The beauty continued from the tree garden up the hill and through the stations of the cross. Even in the winter, the sun in the desert is intense yet I wanted to stay. I walked the stations two days and a portion of the third day. Each day I noticed something new and yet each day I thought less and felt more.

During the evening someone always built a fire in the large wood burning fireplace. The smell of the wood, the crackle, and the flames flickering has always been something that I find both beautiful and soothing. I love that I can flip a switch and have a fire in my fireplace, but it isn’t quite the same without the smell and the sound. It lacks the ability to take me back to my childhood and time spent at family gatherings around my parent’s fireplace.

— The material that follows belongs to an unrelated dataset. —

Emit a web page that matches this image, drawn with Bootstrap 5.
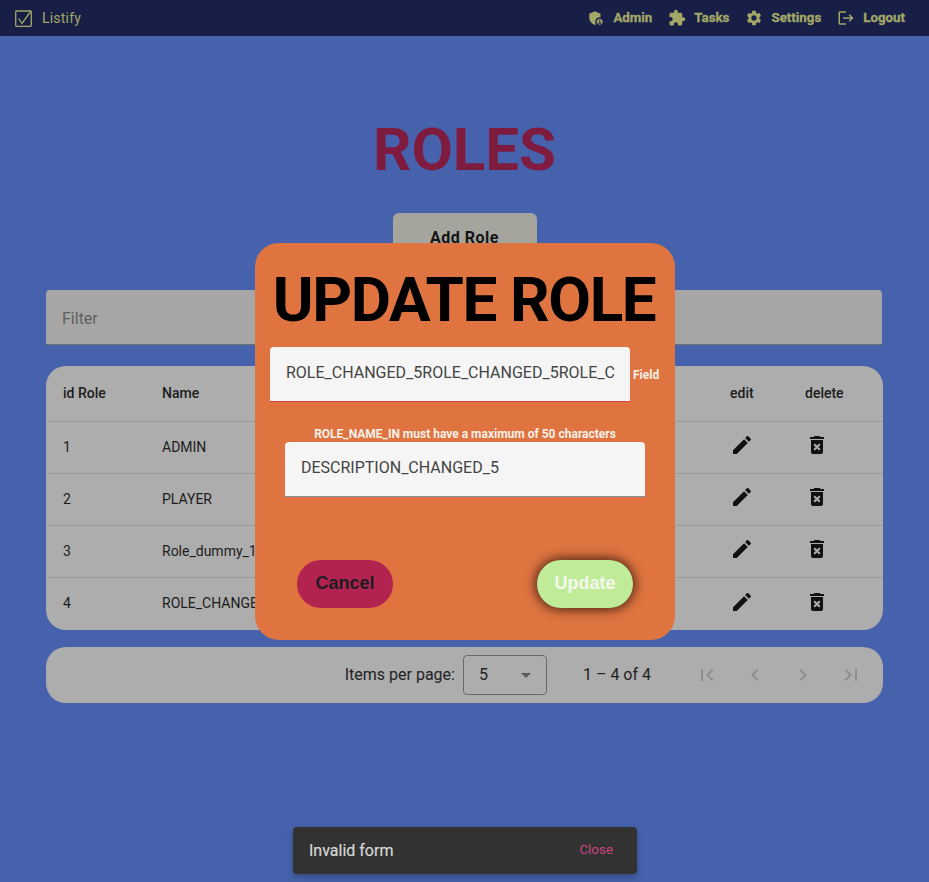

Time alone with my husband when neither of us is working is far too rare. I sometimes wonder if work is an obsession or a calling for each of us. I’m sure it is a passion. It isn’t always easy to follow my calling with love and patience when it pulls me away from my bashert and so I have learned to make every minute special. The geography between us is bridged by love and a shared view of the importance of helping those in need, leaving the world with a little more knowledge, and adding as much beauty as possible.

Silence allows the heart to hear. Rustling leaves and the sounds of birds were only interrupted in the morning by the bells calling us to lauds and then breakfast in silence. The silence seemed to slow the beginning of the day and allow us to enjoy the time sitting across the table from each other. As we sat together to share surprisingly superior coffee and a light breakfast the lack of sound was not a lack of communication. It was an opportunity to listen to what can only be heard in silence. The silence was enhanced by the lack of internet, television, radio, and cellular reception. The functioning phone booth should have been a clue. Maybe that phone was a symbol that the world was still present, but it would take an effort to engage with it and in that moment the last thing I wanted was for the world to intrude.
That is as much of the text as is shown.